- **Data for this task**

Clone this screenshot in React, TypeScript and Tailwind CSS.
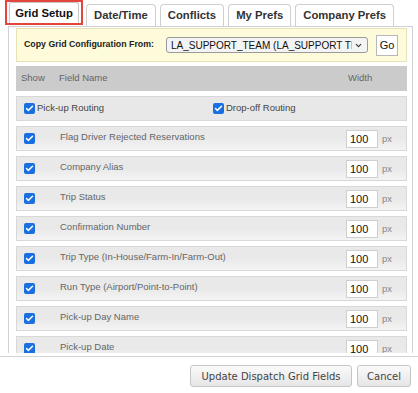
import { Check, ChevronDown } from "lucide-react";

const fields = [
  "Flag Driver Rejected Reservations",
  "Company Alias",
  "Trip Status",
  "Confirmation Number",
  "Trip Type (In-House/Farm-In/Farm-Out)",
  "Run Type (Airport/Point-to-Point)",
  "Pick-up Day Name",
  "Pick-up Date",
];

const tabs = ["Date/Time", "Conflicts", "My Prefs", "Company Prefs"];

function Box() {
  return (
    <span className="flex h-[11px] w-[11px] items-center justify-center rounded-[2px] bg-[#1a6fe0]">
      <Check className="h-[9px] w-[9px] text-white" strokeWidth={4} />
    </span>
  );
}

export default function App() {
  return (
    <div
      className="h-[393px] w-[418px] overflow-hidden bg-white"
      style={{ fontFamily: '"Liberation Sans", Arial, sans-serif' }}
    >
      {/* tabs */}
      <div className="flex h-[26px] items-end pl-[5px]">
        <div className="flex h-[25px] w-[78px] items-end border-2 border-[#e2463c] px-[2px] mb-[1px]">
          <div className="flex h-[21px] w-full items-center justify-center rounded-t-[3px] border border-b-0 border-[#c8c8c8] bg-white text-[11.3px] font-bold text-[#111]">
            Grid Setup
          </div>
        </div>
        <div className="ml-[3px] flex gap-[4px]">
          {tabs.map((t) => (
            <div
              key={t}
              className="flex h-[22px] items-center rounded-t-[4px] border border-b-0 border-[#cfcfcf] bg-white px-[7px] text-[11.3px] font-bold text-[#333]"
            >
              {t}
            </div>
          ))}
        </div>
      </div>

      {/* panel */}
      <div className="ml-[8px] mr-[5px] h-[327px] overflow-hidden border-l border-r border-t border-[#d2d2d2] pl-[7px] pr-[5px] pt-[1px]">
        <div className="flex h-[34px] items-center border border-[#e6e2b8] bg-[#fdfbd9] pl-[7px] pr-[8px]">
          <span className="text-[8.8px] font-bold text-[#222]">
            Copy Grid Configuration From:
          </span>
          <div className="ml-auto flex h-[16px] w-[202px] items-center rounded-[3px] border border-[#9a9a9a] bg-[#f4f4f4] pl-[4px] pr-[4px]">
            <span className="min-w-0 flex-1 overflow-hidden whitespace-nowrap text-[10px] text-[#111]">
              LA_SUPPORT_TEAM (LA_SUPPORT TE/
            </span>
            <ChevronDown className="ml-[2px] h-[9px] w-[9px] shrink-0 text-[#333]" strokeWidth={3} />
          </div>
          <div className="ml-[8px] flex h-[21px] w-[22px] items-center justify-center border border-[#b8b8b8] bg-white text-[11px] text-[#111]">
            Go
          </div>
        </div>

        <div className="mt-[4px] flex h-[25px] items-start bg-[#cbcbcb] pt-[5px] text-[9.5px] text-[#666]">
          <span className="w-[43px] pl-[5px]">Show</span>
          <span>Field Name</span>
          <span className="ml-auto w-[59px]">Width</span>
        </div>

        <div className="mt-[5px] flex flex-col gap-[5px]">
          <div className="flex h-[25px] items-center border border-[#d8d8d8] bg-[#e8e8e8] pl-[7px] text-[9.5px] text-[#444]">
            <Box />
            <span className="ml-[2px] w-[176px]">Pick-up Routing</span>
            <Box />
            <span className="ml-[2px]">Drop-off Routing</span>
          </div>
          {fields.map((f) => (
            <div
              key={f}
              className="flex h-[25px] items-start border border-[#d8d8d8] bg-gradient-to-b from-[#e9e9e9] via-[#e9e9e9] to-[#f4f4f4] text-[9.5px] text-[#666]"
            >
              <span className="w-[43px] pl-[7px] pt-[6px]">
                <Box />
              </span>
              <span className="pt-[3px]">{f}</span>
              <div className="ml-auto flex items-center pr-[14px] pt-[3px]">
                <span className="flex h-[18px] w-[32px] items-center border border-[#cfcfcf] bg-white pl-[3px] text-[11px] text-[#111]">
                  100
                </span>
                <span className="ml-[4px] text-[9.5px] text-[#888]">px</span>
              </div>
            </div>
          ))}
        </div>
      </div>

      {/* footer */}
      <div className="mt-[3px] h-[1px] bg-[#d4d4d4]" />
      <div
        className="flex justify-end gap-[5px] pr-[7px] pt-[8px]"
        style={{ fontFamily: '"DejaVu Sans", Verdana, sans-serif' }}
      >
        <div className="flex h-[22px] w-[162px] items-center justify-center rounded-[3px] border border-[#c6c6c6] bg-gradient-to-b from-[#fafafa] to-[#e6e6e6] text-[10px] text-[#444]">
          Update Dispatch Grid Fields
        </div>
        <div className="flex h-[22px] w-[54px] items-center justify-center rounded-[3px] border border-[#c6c6c6] bg-gradient-to-b from-[#fafafa] to-[#e6e6e6] text-[10px] text-[#444]">
          Cancel
        </div>
      </div>
    </div>
  );
}
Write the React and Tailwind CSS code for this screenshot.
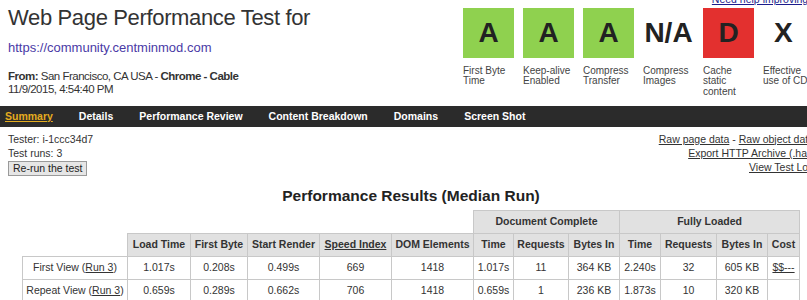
import React from "react";

const grades = [
  { grade: "A", label: ["First Byte", "Time"], bg: "bg-[#8fd14f]" },
  { grade: "A", label: ["Keep-alive", "Enabled"], bg: "bg-[#8fd14f]" },
  { grade: "A", label: ["Compress", "Transfer"], bg: "bg-[#8fd14f]" },
  { grade: "N/A", label: ["Compress", "Images"], bg: "" },
  { grade: "D", label: ["Cache", "static", "content"], bg: "bg-[#e3302f]" },
  { grade: "X", label: ["Effective", "use of CDN"], bg: "" },
];

const tabs = ["Summary", "Details", "Performance Review", "Content Breakdown", "Domains", "Screen Shot"];

const cell = "border border-[#c8c8c8] text-center align-middle";
const head = "border border-[#c8c8c8] bg-[#e1e1e1] text-center align-middle font-bold";

const rows = [
  { name: "First View", vals: ["1.017s", "0.208s", "0.499s", "669", "1418", "1.017s", "11", "364 KB", "2.240s", "32", "605 KB"], cost: true },
  { name: "Repeat View", vals: ["0.659s", "0.289s", "0.662s", "706", "1418", "0.659s", "1", "236 KB", "1.873s", "10", "320 KB"], cost: false },
];

export default function App() {
  return (
    <div className="w-[807px] h-[300px] overflow-hidden bg-white font-['Liberation_Sans',Arial,sans-serif] text-[#222]">
      <div className="w-[822px]">
        {/* header */}
        <div className="h-[106px] px-[8px] flex justify-between">
          <div>
            <h1 className="pt-[5px] text-[22px] leading-[26px] tracking-[-0.35px] text-[#333]">
              Web Page Performance Test for
            </h1>
            <a className="block mt-[9px] text-[13px] leading-[16px] text-[#4a3aa6]">
              https://community.centminmod.com
            </a>
            <div className="mt-[14px] text-[11.5px] leading-[13.3px] tracking-[-0.5px] text-[#333]">
              <div>
                <b>From:</b> San Francisco, CA USA - <b>Chrome - Cable</b>
              </div>
              <div>11/9/2015, 4:54:40 PM</div>
            </div>
          </div>
          <div className="flex flex-col items-end">
            <a className="block -mt-[7px] h-[12px] text-[10.5px] leading-[12px] underline text-[#1c1c8c]">
              Need help improving?
            </a>
            <div className="mt-[3px] grid grid-cols-[repeat(6,51px)] gap-x-[9px]">
              {grades.map((g, i) => (
                <div key={i} className="flex flex-col">
                  <div
                    className={`h-[50px] flex items-center font-bold text-[28px] text-[#222] ${g.bg} ${
                      g.grade === "X" ? "justify-start pl-[11px]" : "justify-center"
                    }`}
                  >
                    {g.grade}
                  </div>
                  <div className="mt-[7.5px] text-[10px] leading-[10.5px] text-[#444] whitespace-nowrap">
                    {g.label.map((l, j) => (
                      <div key={j}>{l}</div>
                    ))}
                  </div>
                </div>
              ))}
            </div>
          </div>
        </div>

        {/* nav */}
        <div className="h-[21px] bg-[#2b2b2b] flex items-center gap-[26px] pl-[5px] text-[10.5px] font-bold text-white">
          {tabs.map((t, i) => (
            <span key={t} className={i === 0 ? "text-[#e5ac1f] underline" : ""}>
              {t}
            </span>
          ))}
        </div>

        {/* test info */}
        <div className="px-[8px] pt-[4.6px] flex justify-between text-[10.5px] leading-[14.3px] text-[#333]">
          <div>
            <div>Tester: i-1ccc34d7</div>
            <div>Test runs: 3</div>
            <button className="mt-[1px] h-[15px] px-[4px] bg-[#e6e6e6] border border-[#9a9a9a] text-[10.5px] leading-[13px] text-[#222]">
              Re-run the test
            </button>
          </div>
          <div className="text-right">
            <div>
              <a className="underline">Raw page data</a> - <a className="underline">Raw object data</a>
            </div>
            <div>
              <a className="underline">Export HTTP Archive (.har)</a>
            </div>
            <div>
              <a className="underline">View Test Log</a>
            </div>
          </div>
        </div>

        {/* results */}
        <div className="px-[8px]">
          <h2 className="mt-[10.4px] text-center text-[15.5px] leading-[18px] font-bold text-[#222]">
            Performance Results (Median Run)
          </h2>
          <table className="mt-[5.4px] mx-auto w-[777px] table-fixed border-collapse text-[10.5px] text-[#333]">
            <colgroup>
              <col className="w-[105px]" />
              <col className="w-[63px]" />
              <col className="w-[57px]" />
              <col className="w-[72px]" />
              <col className="w-[72px]" />
              <col className="w-[82px]" />
              <col className="w-[40px]" />
              <col className="w-[55px]" />
              <col className="w-[51px]" />
              <col className="w-[41px]" />
              <col className="w-[56px]" />
              <col className="w-[51px]" />
              <col className="w-[32px]" />
            </colgroup>
            <thead>
              <tr className="h-[23px]">
                <th colSpan={6} className="border-0"></th>
                <th colSpan={3} className={head}>Document Complete</th>
                <th colSpan={4} className={head}>Fully Loaded</th>
              </tr>
              <tr className="h-[23px]">
                <th className="border-0"></th>
                <th className={head}>Load Time</th>
                <th className={head}>First Byte</th>
                <th className={head}>Start Render</th>
                <th className={head}>
                  <a className="underline">Speed Index</a>
                </th>
                <th className={head}>DOM Elements</th>
                <th className={head}>Time</th>
                <th className={head}>Requests</th>
                <th className={head}>Bytes In</th>
                <th className={head}>Time</th>
                <th className={head}>Requests</th>
                <th className={head}>Bytes In</th>
                <th className={head}>Cost</th>
              </tr>
            </thead>
            <tbody>
              {rows.map((r) => (
                <tr key={r.name} className="h-[23px]">
                  <td className={`${cell} whitespace-nowrap`}>
                    {r.name} (<a className="underline">Run 3</a>)
                  </td>
                  {r.vals.map((v, i) => (
                    <td key={i} className={cell}>
                      {v}
                    </td>
                  ))}
                  <td className={cell}>{r.cost ? <a className="underline">$$---</a> : null}</td>
                </tr>
              ))}
            </tbody>
          </table>
        </div>
      </div>
    </div>
  );
}
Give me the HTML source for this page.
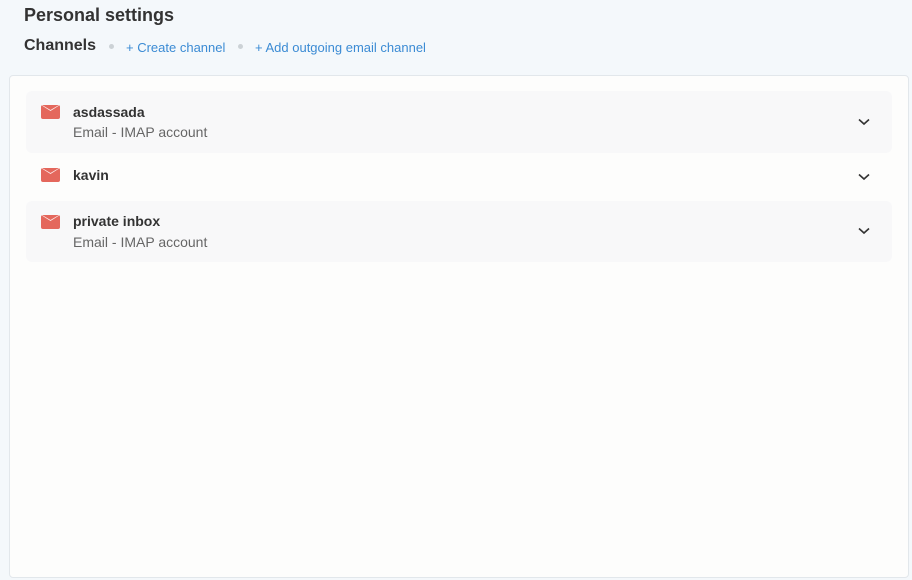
<!DOCTYPE html>
<html><head><style>
body{margin:0;width:912px;height:580px;background:#f4f8fb;font-family:"Liberation Sans",sans-serif;position:relative;overflow:hidden}
.h1{position:absolute;left:24px;top:5px;font-size:18px;font-weight:bold;color:#333}
.h2{position:absolute;left:24px;top:37px;font-size:16px;font-weight:bold;color:#333}
.dot{position:absolute;top:44px;width:5px;height:5px;border-radius:50%;background:#ccd2d6}
.lk{position:absolute;top:40px;font-size:13px;color:#3b8bd4}
.panel{position:absolute;left:9px;top:75px;width:898px;height:501px;background:#fdfdfc;border:1px solid #e2e7eb;border-radius:4px}
.row{position:absolute;left:16px;width:866px;border-radius:6px}
.row.g{background:#f8f8f9}
.ic{position:absolute;left:15px;width:19px;height:14px;background:#e4675c;border-radius:2px;overflow:hidden}
.ic svg{position:absolute;left:0;top:0}
.t{position:absolute;left:47px;font-size:14px;font-weight:bold;color:#333}
.s{position:absolute;left:47px;font-size:14px;color:#666}
.ch{position:absolute;right:22px;width:12px;height:8px}
</style></head><body>
<div class="h1">Personal settings</div>
<div class="h2">Channels</div>
<div class="dot" style="left:109px"></div>
<div class="lk" style="left:126px">+ Create channel</div>
<div class="dot" style="left:238px"></div>
<div class="lk" style="left:255px">+ Add outgoing email channel</div>
<div class="panel">
 <div class="row g" style="top:15px;height:62px">
  <div class="ic" style="top:14px"><svg width="19" height="14"><path d="M0 0 L9.5 6 L19 0 Z" fill="#fff" opacity="0.9"/><path d="M1 0 L9.5 5 L18 0 Z" fill="#e4675c"/></svg></div>
  <div class="t" style="top:13px">asdassada</div>
  <div class="s" style="top:33px">Email - IMAP account</div>
  <svg class="ch" style="top:27px" viewBox="0 0 12 8"><path d="M1 1.5 L6 6 L11 1.5" stroke="#333" stroke-width="1.6" fill="none"/></svg>
 </div>
 <div class="row" style="top:78px;height:48px">
  <div class="ic" style="top:14px"><svg width="19" height="14"><path d="M0 0 L9.5 6 L19 0 Z" fill="#fff" opacity="0.9"/><path d="M1 0 L9.5 5 L18 0 Z" fill="#e4675c"/></svg></div>
  <div class="t" style="top:13px">kavin</div>
  <svg class="ch" style="top:19px" viewBox="0 0 12 8"><path d="M1 1.5 L6 6 L11 1.5" stroke="#333" stroke-width="1.6" fill="none"/></svg>
 </div>
 <div class="row g" style="top:125px;height:61px">
  <div class="ic" style="top:14px"><svg width="19" height="14"><path d="M0 0 L9.5 6 L19 0 Z" fill="#fff" opacity="0.9"/><path d="M1 0 L9.5 5 L18 0 Z" fill="#e4675c"/></svg></div>
  <div class="t" style="top:12px">private inbox</div>
  <div class="s" style="top:33px">Email - IMAP account</div>
  <svg class="ch" style="top:26px" viewBox="0 0 12 8"><path d="M1 1.5 L6 6 L11 1.5" stroke="#333" stroke-width="1.6" fill="none"/></svg>
 </div>
</div>
</body></html>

- **Exercise task**
Examine the records and report how many lines contain the string "screenshot". Only the number should be given.

- **Output**
2